Playing Favorites By Marshall Goldsmith There’s a reason I devote...
Earning your life is not free. You pay in terms of time, commitment, focus, and more. But when you are fulfilled, will you be looking at the price of your efforts?
Some years ago, I was one of the speakers at a Women in Business conference hosted by the private wealth group at UBS, the Swiss bank. The speaker preceding me was a pioneering female in the tech industry, the founder and CEO of her own company and something of a celebrity. Twenty years later I still remember the wisdom and refreshing candor of what she said. She was a hard act to follow.
She said she didn’t conduct mentoring sessions too often, because running a company was a demanding job and she’d be spending all her time mentoring women if she accepted every invitation that came her way. She said she stuck to the three things in life that mattered to her. She spent time with her family. She took care of her health and fitness. And she tried to be great at her job. Those three roles ate up all her bandwidth. She didn’t cook, do housework, or run errands. Having grabbed the full attention of every woman in the room, she doubled down on her blunt message: “If you don’t like cooking, don’t cook. If you don’t like gardening, don’t garden. If you don’t like cleaning up, hire someone to clean up. Only do what is core to you. Everything else, get rid of it.”
A woman in the audience raised her hand, declaring, “That’s easy for you to say. You’re rich.”
The CEO wasn’t buying that excuse. “I happen to know that the lowest salary in this room is a quarter of a million dollars,” she said. “None of you would be invited here if you weren’t doing well. Are you telling me that you can’t afford to hire someone to do the stuff you don’t want to do? You wouldn’t accept minimum wage as a professional. Why is it okay anywhere else? You are totally devaluing your time.”
She was delivering a hard truth that’s tough for many people to accept: To pursue any kind of fulfilling life, especially an earned life, you have to pay a price. She wasn’t talking about money. She was talking about making the maximum effort on the important things, accepting the necessary sacrifices, being aware of the risks and the specter of failure, but being able to block them out.
Some of us are willing to pay that price. Others are not, for reasons that are compelling, but also, when all is said and done, regrettable.
One of the more common excuses is a variation on the well-known concept of loss aversion — our impulse to avoid a loss is greater than our desire to acquire an equivalent gain.
We are willing to pay the price when there’s a high probability that our efforts will achieve success, far less eager when the probability is low. We want certainty that our effort and sacrifice will not be in vain. We are terrorized by the prospect of putting everything we have into achieving a goal and ending up with nothing to show for it.

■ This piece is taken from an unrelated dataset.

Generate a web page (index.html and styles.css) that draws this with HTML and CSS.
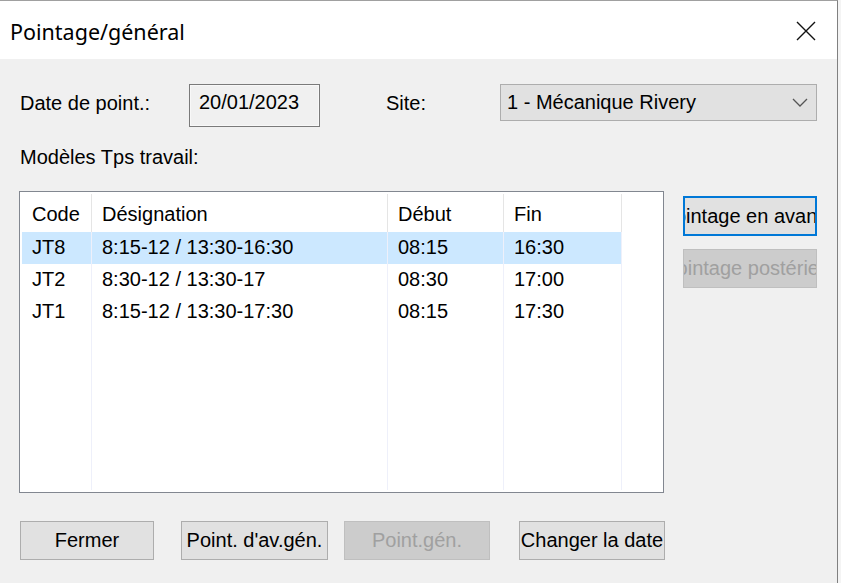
FILE: index.html
```html
<!DOCTYPE html>
<html lang="fr">
<head>
    <meta charset="UTF-8">
    <title>Pointage/général</title>
    <link rel="stylesheet" href="styles.css">
</head>
<body>
<div class="window">
    <div class="title-bar">
        <span class="title-text">Pointage/général</span>
        <a class="close-btn" href="javascript:;">
            <svg width="20" height="20" viewBox="0 0 20 20">
                <path d="M1 1 L19 19 M19 1 L1 19" stroke="#111" stroke-width="1.4" fill="none"/>
            </svg>
        </a>
    </div>
    <div class="content">
        <div class="row-top">
            <label class="lbl lbl-date">Date de point.:</label>
            <div class="date-box">20/01/2023</div>
            <label class="lbl lbl-site">Site:</label>
            <div class="combo">
                <span>1 - Mécanique Rivery</span>
                <svg width="16" height="9" viewBox="0 0 16 9">
                    <path d="M1 1 L8 8 L15 1" stroke="#555" stroke-width="1.3" fill="none"/>
                </svg>
            </div>
        </div>
        <div class="lbl lbl-models">Modèles Tps travail:</div>
        <div class="row-mid">
            <div class="list-box">
                <div class="grid">
                    <div class="cell head">Code</div>
                    <div class="cell head">Désignation</div>
                    <div class="cell head">Début</div>
                    <div class="cell head">Fin</div>
                    <div class="cell rest"></div>

                    <div class="cell sel">JT8</div>
                    <div class="cell sel">8:15-12 / 13:30-16:30</div>
                    <div class="cell sel">08:15</div>
                    <div class="cell sel">16:30</div>
                    <div class="cell rest"></div>

                    <div class="cell">JT2</div>
                    <div class="cell">8:30-12 / 13:30-17</div>
                    <div class="cell">08:30</div>
                    <div class="cell">17:00</div>
                    <div class="cell rest"></div>

                    <div class="cell">JT1</div>
                    <div class="cell">8:15-12 / 13:30-17:30</div>
                    <div class="cell">08:15</div>
                    <div class="cell">17:30</div>
                    <div class="cell rest"></div>

                    <div class="cell"></div>
                    <div class="cell"></div>
                    <div class="cell"></div>
                    <div class="cell"></div>
                    <div class="cell rest"></div>
                </div>
            </div>
            <div class="side-buttons">
                <a class="btn btn-side btn-focus" href="javascript:;"><span>Pointage en avance</span></a>
                <a class="btn btn-side btn-disabled" href="javascript:;"><span>Pointage postérieur</span></a>
            </div>
        </div>
        <div class="row-bottom">
            <a class="btn btn-close" href="javascript:;">Fermer</a>
            <a class="btn btn-avgen" href="javascript:;">Point. d'av.gén.</a>
            <a class="btn btn-gen btn-disabled" href="javascript:;">Point.gén.</a>
            <a class="btn btn-date" href="javascript:;">Changer la date</a>
        </div>
    </div>
</div>
</body>
</html>
```

FILE: styles.css
```css
* {
    box-sizing: border-box;
}

html,
body {
    margin: 0;
    padding: 0;
    background: #f4f4f4;
}

.window {
    width: 838px;
    height: 583px;
    border-top: 1px solid #a0a0a0;
    border-right: 1px solid #808080;
    background: #f0f0f0;
    font-family: "Liberation Sans", Arial, sans-serif;
    font-size: 20px;
    color: #000;
    overflow: hidden;
}

.title-bar {
    height: 58px;
    background: #ffffff;
    display: flex;
    align-items: center;
    justify-content: space-between;
    padding: 0 0 0 10px;
}

.title-text {
    font-family: "Noto Sans", sans-serif;
    font-size: 21.5px;
    padding-top: 3px;
}

.close-btn {
    display: flex;
    width: 48px;
    height: 48px;
    align-items: center;
    justify-content: center;
    margin-right: 7px;
    margin-top: 2px;
}

.content {
    padding: 25px 0 0 19px;
}

.row-top {
    display: flex;
    align-items: flex-start;
    height: 43px;
}

.lbl {
    line-height: 38px;
    white-space: nowrap;
}

.lbl-date {
    width: 170px;
    padding-left: 1px;
}

.date-box {
    width: 131px;
    height: 43px;
    border: 1px solid #7a7a7a;
    box-shadow: inset 0 0 0 1px #f8f8f8;
    padding-left: 9px;
    line-height: 34px;
}

.lbl-site {
    margin-left: 66px;
    width: 114px;
}

.combo {
    width: 317px;
    height: 37px;
    border: 1px solid #adadad;
    background: #e1e1e1;
    display: flex;
    align-items: center;
    justify-content: space-between;
    padding: 0 8px 0 6px;
}

.combo span {
    line-height: 35px;
}

.lbl-models {
    padding-left: 1px;
    margin-top: 11px;
}

.row-mid {
    display: flex;
    margin-top: 15px;
    height: 302px;
}

.list-box {
    width: 645px;
    height: 302px;
    border: 1px solid #828790;
    background: #ffffff;
    padding: 2px;
}

.grid {
    display: grid;
    grid-template-columns: 70px 296px 116px 118px 1fr;
    grid-template-rows: 38px 32px 32px 32px 1fr;
    height: 296px;
}

.cell {
    border-right: 1px solid #eef0fa;
    padding-left: 10px;
    white-space: nowrap;
    line-height: 30px;
}

.cell.head {
    border-right-color: #e5e5e5;
    line-height: 40px;
}

.cell.rest {
    border-right: none;
}

.cell.sel {
    background: #cce8ff;
}

.side-buttons {
    display: flex;
    flex-direction: column;
    margin-left: 19px;
    padding-top: 5px;
    gap: 13px;
}

a {
    text-decoration: none;
    color: #000;
}

.btn {
    display: flex;
    align-items: center;
    justify-content: center;
    height: 39px;
    border: 1px solid #adadad;
    background: #e1e1e1;
    white-space: nowrap;
    overflow: hidden;
}

.btn-side {
    width: 134px;
}

.btn-side span {
    flex-shrink: 0;
}

.btn-focus {
    height: 40px;
    border: 2px solid #0078d7;
}

.btn-disabled {
    background: #cccccc;
    border-color: #bfbfbf;
    color: #a0a0a0;
}

.row-bottom {
    display: flex;
    margin-top: 28px;
    padding-left: 1px;
}

.btn-close {
    width: 134px;
}

.btn-avgen {
    width: 147px;
    margin-left: 27px;
}

.btn-gen {
    width: 146px;
    margin-left: 16px;
}

.btn-date {
    width: 146px;
    margin-left: 29px;
}
```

Total commitment shouldn’t be a futile gesture, we think. It’s not fair. So we avoid paying that price. No commitment, no futility.
This is such a powerful belief that I’ve come to accommodate it in my one-on-one coaching, even though my successful clients are demonstrably comfortable with paying the price. It’s what’s got them where they are. Yet I still feel the need to assure them that their commitment to the coaching process will not be futile.
“This is hard,” I say. “One slipup can undo your progress and send you back to square one. But if you follow up and stick with it for the next year or two, you will get better.” It’s as close as I’m willing to go to offering a guarantee, but imparting my certainty is part of the coaching. In reducing my clients’ resistance to paying the price, I’m giving them a head start on success.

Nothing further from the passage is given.